In the mathematics of probability, a stochastic process is a random function. In the most common applications, the domain over which the function is defined is a time interval (a stochastic process of this kind is called a time series in applications) or a region of space (a stochastic process being called a random field).

Familiar examples of time series include stock market and exchange rate fluctuations, signals such as speech, audio and video; medical data such as a patient's EKG, EEG, blood pressure or temperature; and random movement such as Brownian motion or random walks. Examples of random fields include static images, random topographies (landscapes), or composition variations of an inhomogeneous material.

Definition

A stochastic process is a random function, that is a random variable X defined on a probability space (Ω , Pr) with values in a space of functions F. The space F in turn consists of functions I → D. Thus a stochastic process can also be regarded as an indexed collection of random variables {Xi}, where the index i ranges through an index set I, defined on the probability space (Ω, Pr) and taking values on the same codomain D (often the real numbers R). This view of a stochastic process as an indexed collection of random variables is the most common one.

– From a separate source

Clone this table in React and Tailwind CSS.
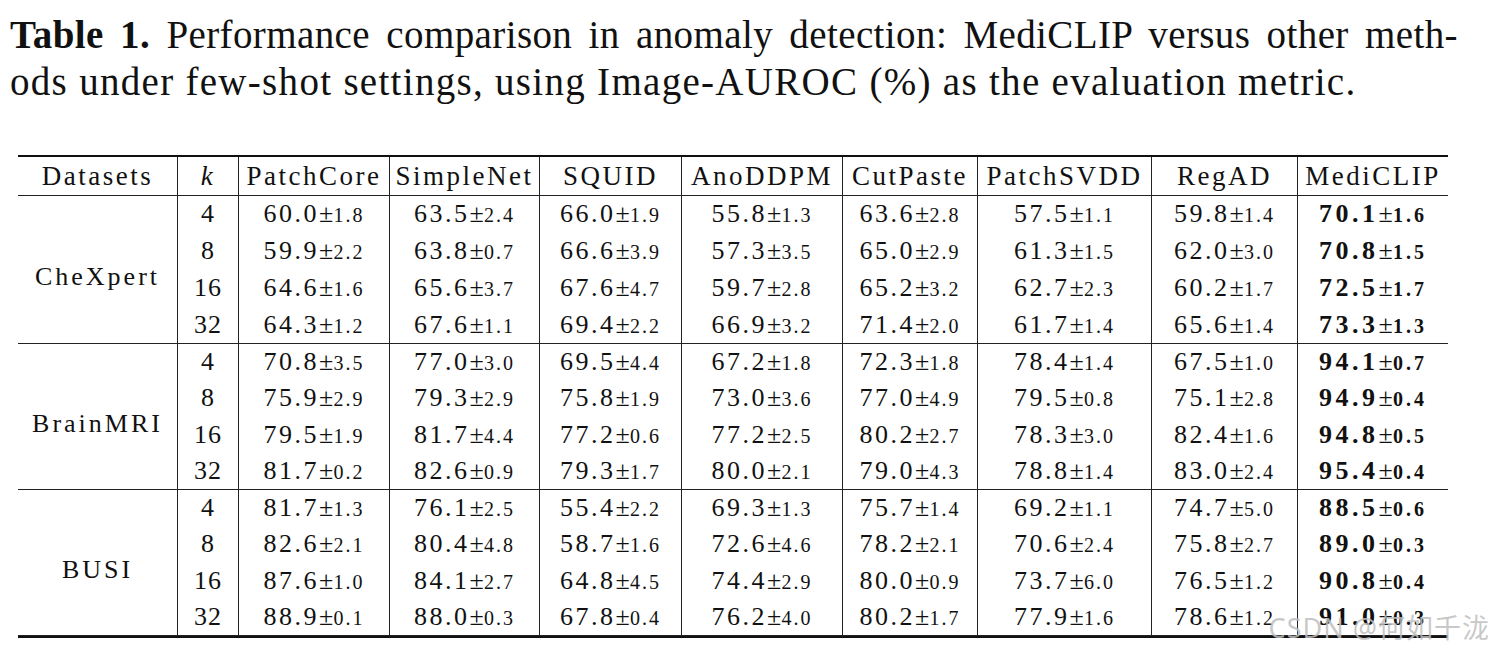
import React from "react";

const methods = ["PatchCore", "SimpleNet", "SQUID", "AnoDDPM", "CutPaste", "PatchSVDD", "RegAD", "MediCLIP"];
const colW = ["w-[151px]", "w-[150px]", "w-[142px]", "w-[161px]", "w-[135px]", "w-[174px]", "w-[146px]", "w-[150px]"];

const groups = [
  {
    name: "CheXpert",
    h: "h-[148px]",
    rows: [
      "60.0±1.8 63.5±2.4 66.0±1.9 55.8±1.3 63.6±2.8 57.5±1.1 59.8±1.4 70.1±1.6",
      "59.9±2.2 63.8±0.7 66.6±3.9 57.3±3.5 65.0±2.9 61.3±1.5 62.0±3.0 70.8±1.5",
      "64.6±1.6 65.6±3.7 67.6±4.7 59.7±2.8 65.2±3.2 62.7±2.3 60.2±1.7 72.5±1.7",
      "64.3±1.2 67.6±1.1 69.4±2.2 66.9±3.2 71.4±2.0 61.7±1.4 65.6±1.4 73.3±1.3",
    ],
  },
  {
    name: "BrainMRI",
    h: "h-[146px]",
    rows: [
      "70.8±3.5 77.0±3.0 69.5±4.4 67.2±1.8 72.3±1.8 78.4±1.4 67.5±1.0 94.1±0.7",
      "75.9±2.9 79.3±2.9 75.8±1.9 73.0±3.6 77.0±4.9 79.5±0.8 75.1±2.8 94.9±0.4",
      "79.5±1.9 81.7±4.4 77.2±0.6 77.2±2.5 80.2±2.7 78.3±3.0 82.4±1.6 94.8±0.5",
      "81.7±0.2 82.6±0.9 79.3±1.7 80.0±2.1 79.0±4.3 78.8±1.4 83.0±2.4 95.4±0.4",
    ],
  },
  {
    name: "BUSI",
    h: "h-[146px]",
    rows: [
      "81.7±1.3 76.1±2.5 55.4±2.2 69.3±1.3 75.7±1.4 69.2±1.1 74.7±5.0 88.5±0.6",
      "82.6±2.1 80.4±4.8 58.7±1.6 72.6±4.6 78.2±2.1 70.6±2.4 75.8±2.7 89.0±0.3",
      "87.6±1.0 84.1±2.7 64.8±4.5 74.4±2.9 80.0±0.9 73.7±6.0 76.5±1.2 90.8±0.4",
      "88.9±0.1 88.0±0.3 67.8±0.4 76.2±4.0 80.2±1.7 77.9±1.6 78.6±1.2 91.0±0.3",
    ],
  },
];

const ks = ["4", "8", "16", "32"];

function Value({ v, bold }) {
  const [main, std] = v.split("±");
  return (
    <span className="whitespace-nowrap text-[26px] leading-none">
      <span className={bold ? "font-bold tracking-[3.5px]" : "tracking-[2.5px]"}>{main}</span>
      <span>±</span>
      <span className={bold ? "text-[20px] font-bold tracking-[3px]" : "text-[20px] tracking-[2px]"}>{std}</span>
    </span>
  );
}

function Group({ g }) {
  const cells = g.rows.map((r) => r.split(" "));
  return (
    <div className={`flex ${g.h} border-b border-[#222]`}>
      <div className="w-[160px] border-r border-[#222] flex items-center justify-center pt-[15px] text-[26px] leading-none tracking-[3px]">
        {g.name}
      </div>
      <div className="w-[61px] border-r border-[#222] flex flex-col">
        {ks.map((k) => (
          <div key={k} className="flex-1 flex items-center justify-center">
            <span className="text-[26px] leading-none tracking-[1px]">{k}</span>
          </div>
        ))}
      </div>
      {methods.map((m, ci) => (
        <div key={m} className={`${colW[ci]} ${ci < 7 ? "border-r border-[#222]" : ""} flex flex-col`}>
          {cells.map((row, ri) => (
            <div key={ri} className="flex-1 flex items-center justify-center">
              <Value v={row[ci]} bold={ci === 7} />
            </div>
          ))}
        </div>
      ))}
    </div>
  );
}

export default function App() {
  return (
    <div className="relative w-[1494px] h-[652px] overflow-hidden bg-white text-[#111] font-['Liberation_Serif',serif]">
      <div className="pl-[10px] pt-[11px] w-[1458px] text-[39px] leading-[47px]">
        <div className="text-justify [text-align-last:justify] tracking-[0.4px]">
          <span className="font-bold">Table 1.</span> Performance comparison in anomaly detection: MediCLIP versus other meth-
        </div>
        <div className="tracking-[1.3px]">ods under few-shot settings, using Image-AUROC (%) as the evaluation metric.</div>
      </div>

      <div className="ml-[18px] mt-[50px] w-[1430px] border-t-2 border-b-2 border-[#111]">
        <div className="flex h-[39px] border-b border-[#222] text-[27px] tracking-[2.5px]">
          <div className="w-[160px] border-r border-[#222] flex items-center justify-center">Datasets</div>
          <div className="w-[61px] border-r border-[#222] flex items-center justify-center italic">k</div>
          {methods.map((m, i) => (
            <div key={m} className={`${colW[i]} ${i < 7 ? "border-r border-[#222]" : ""} flex items-center justify-center`}>
              {m}
            </div>
          ))}
        </div>
        {groups.map((g) => (
          <Group key={g.name} g={g} />
        ))}
      </div>

      <div className="absolute right-[4px] bottom-[11px] text-[27px] leading-none tracking-[1px] text-[rgba(190,190,190,0.85)] font-['Noto_Sans','Noto_Sans_CJK_SC',sans-serif]">
        CSDN @何如千泷
      </div>
    </div>
  );
}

A notable special case is where the index set is a discrete set I, often the nonnegative integers {0, 1, 2, 3, ...}.

In a continuous stochastic process the index set is continuous (usually space or time), resulting in an uncountably infinite number of random variables.
Each point in the sample space Ω corresponds to a particular value for each of the random variables and the resulting function (mapping a point in the index set to the value of the random variable attached to it) is known as a realisation of the stochastic process. In the case the index family is a real (finite or infinite) interval, the resulting function is called a sample path.

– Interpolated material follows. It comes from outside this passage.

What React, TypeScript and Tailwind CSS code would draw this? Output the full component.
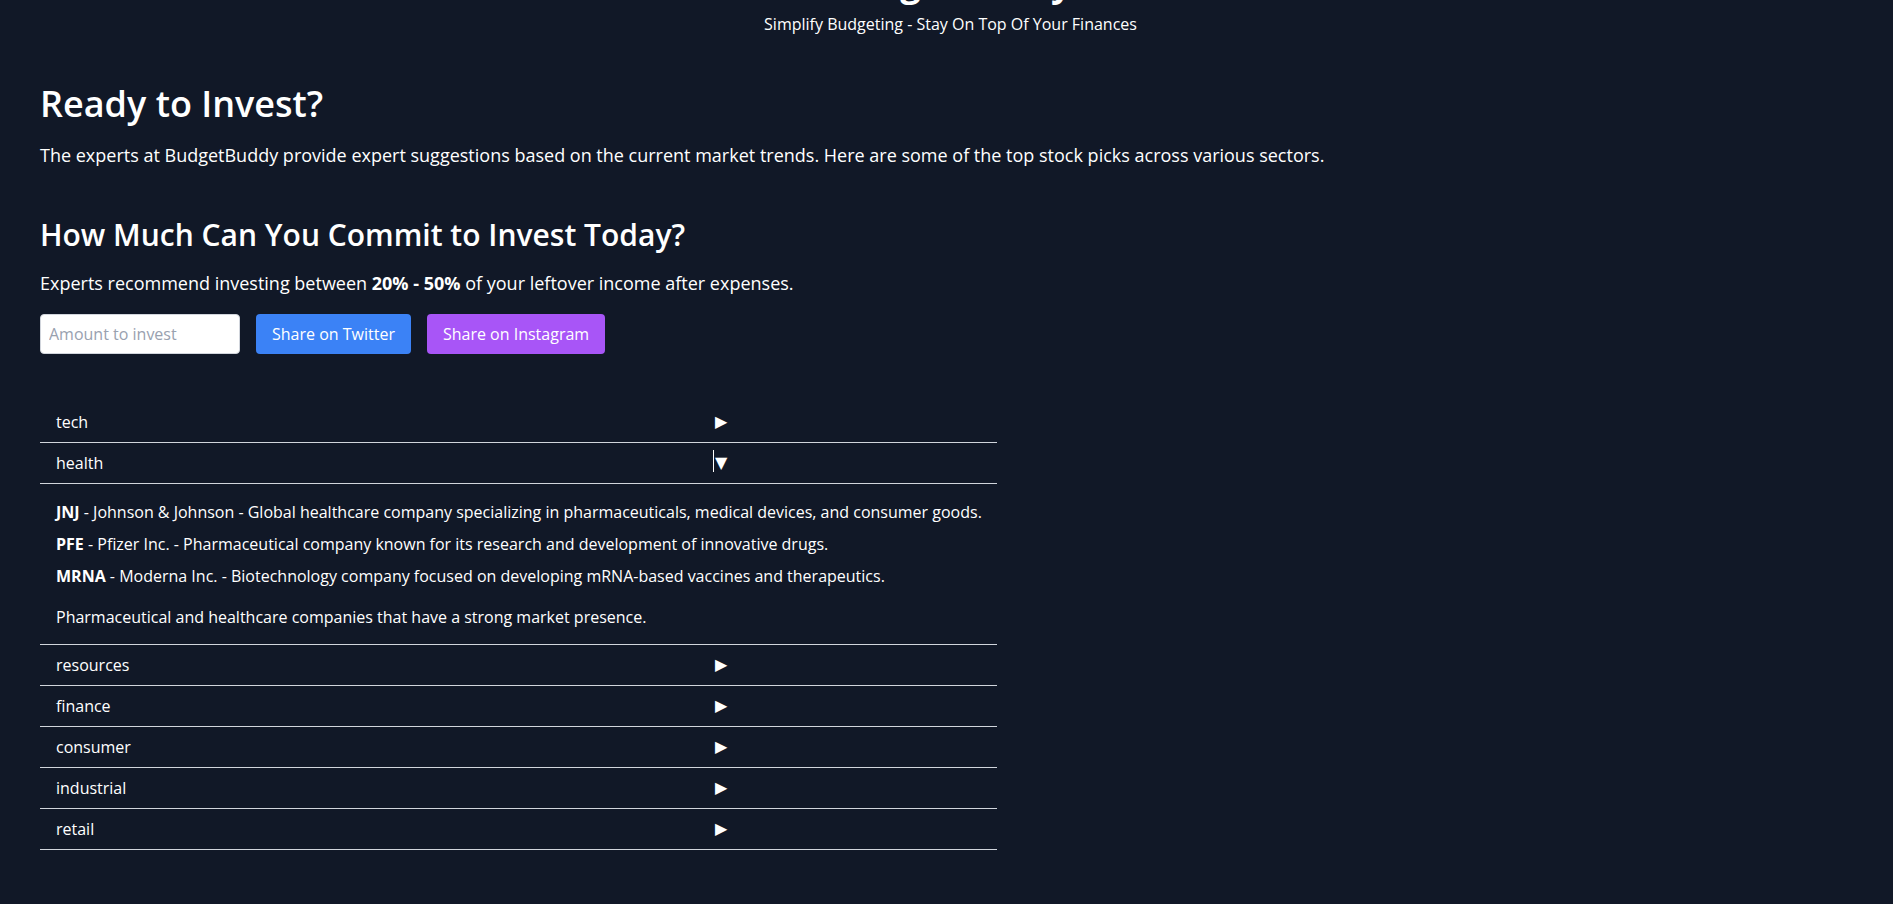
import {useState} from "react";

interface Sector {
  name: string;
  picks: {ticker: string; text: string}[];
  summary: string;
}

const sectors: Sector[] = [
  {name: "tech", picks: [], summary: ""},
  {
    name: "health",
    picks: [
      {
        ticker: "JNJ",
        text: "Johnson & Johnson - Global healthcare company specializing in pharmaceuticals, medical devices, and consumer goods.",
      },
      {
        ticker: "PFE",
        text: "Pfizer Inc. - Pharmaceutical company known for its research and development of innovative drugs.",
      },
      {
        ticker: "MRNA",
        text: "Moderna Inc. - Biotechnology company focused on developing mRNA-based vaccines and therapeutics.",
      },
    ],
    summary: "Pharmaceutical and healthcare companies that have a strong market presence.",
  },
  {name: "resources", picks: [], summary: ""},
  {name: "finance", picks: [], summary: ""},
  {name: "consumer", picks: [], summary: ""},
  {name: "industrial", picks: [], summary: ""},
  {name: "retail", picks: [], summary: ""},
];

const App = () => {
  const [open, setOpen] = useState<string | null>("health");
  const [amount, setAmount] = useState("");

  return (
    <div className="min-h-screen bg-[#111827] text-white font-['Open_Sans',sans-serif] overflow-hidden">
      <header className="-mt-[37px] pl-2 text-center">
        <h1 className="text-4xl font-bold">BudgetBuddy</h1>
        <p className="mt-[9px] text-base">Simplify Budgeting - Stay On Top Of Your Finances</p>
      </header>

      <main className="px-10 pt-[48px]">
        <h2 className="text-4xl font-semibold">Ready to Invest?</h2>
        <p className="mt-[17px] text-lg">
          The experts at BudgetBuddy provide expert suggestions based on the current market trends. Here are some of
          the top stock picks across various sectors.
        </p>

        <h3 className="mt-12 text-3xl font-semibold">How Much Can You Commit to Invest Today?</h3>
        <p className="mt-4 text-lg">
          Experts recommend investing between <span className="font-bold">20% - 50%</span> of your leftover income
          after expenses.
        </p>

        <div className="mt-[17px] flex gap-4">
          <input
            type="text"
            value={amount}
            onChange={(e) => setAmount(e.target.value)}
            placeholder="Amount to invest"
            className="w-[200px] h-10 px-2 rounded bg-white border border-gray-300 text-gray-900 placeholder:text-gray-400 outline-none"
          />
          <button type="button" className="h-10 px-4 rounded bg-[#3b82f6] text-white">
            Share on Twitter
          </button>
          <button type="button" className="h-10 px-4 rounded bg-[#a855f7] text-white">
            Share on Instagram
          </button>
        </div>

        <div className="mt-12 w-[957px]">
          {sectors.map((sector) => {
            const isOpen = open === sector.name;
            return (
              <div key={sector.name} className="border-b border-gray-300">
                <button
                  type="button"
                  onClick={() => setOpen(isOpen ? null : sector.name)}
                  className="w-full h-10 px-4 flex items-center text-left"
                >
                  <span className="w-[659px]">{sector.name}</span>
                  <span className="relative font-['DejaVu_Sans',sans-serif] text-base">
                    {isOpen && <span className="absolute -left-[2px] top-[-1px] w-px h-[22px] bg-white" />}
                    {isOpen ? "▼" : "▶"}
                  </span>
                </button>
                {isOpen && (
                  <div className="border-t border-gray-300 pt-4 pb-[15px] pl-4 pr-2 text-base">
                    <ul className="space-y-2">
                      {sector.picks.map((pick) => (
                        <li key={pick.ticker} className="whitespace-nowrap">
                          <span className="font-bold">{pick.ticker}</span> - {pick.text}
                        </li>
                      ))}
                    </ul>
                    <p className="mt-[17px]">{sector.summary}</p>
                  </div>
                )}
              </div>
            );
          })}
        </div>
      </main>
    </div>
  );
};

export default App;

A particular stochastic process is determined by specifying the joint probability distributions of the various random variables.
Stochastic processes may be defined in higher dimensions by attaching a multivariate random variable to each point in the index set, which is equivalent to using a multidimensional index set. Indeed a multivariate random variable can itself be viewed as a stochastic process with index set {1, ..., n}.

Examples

The paradigm continuous stochastic process is that of the Wiener process. In its original form the problem was concerned with a particle floating on a liquid surface, receiving "kicks" from the molecules of the liquid. The particle is then viewed as being subject to a random force which, since the molecules are very small and very close together, is treated as being continuous and, since the particle is constrained to the surface of the liquid by surface tension, is at each point in time a vector parallel to the surface. Thus the random force is described by a two component stochastic process; two real-valued random variables are associated to each point in the index set, time, (note that since the liquid is viewed as being homogeneous the force is independent of the spatial coordinates) with the domain of the two random variables being R, giving the x and y components of the force. A treatment of Brownian motion generally also includes the effect of viscosity, resulting in an equation of motion known as the Langevin equation.

If the index set of the process is N (the natural numbers), and the range is R (the real numbers), there are some natural questions to ask about the sample sequences of a process {Xi}i ∈ N, where a sample sequence is {X(ω)i}i ∈ N.
1. What is the probability that each sample sequence is bounded?
2. What is the probability that each sample sequence is monotonic?
3. What is the probability that each sample sequence has a limit as the index approaches ∞?
4. What is the probability that the series obtained from a sample sequence from f(i) converges?
5. What is the probability distribution of the sum?
Similarly, if the index space I is a finite or infinite interval, we can ask about the sample paths {X(ω)t}t ∈ I
1. What is the probability that it is bounded/integrable/continuous/differentiable...?
2. What is the probability that it has a limit at ∞
3. What is the probability distribution of the integral?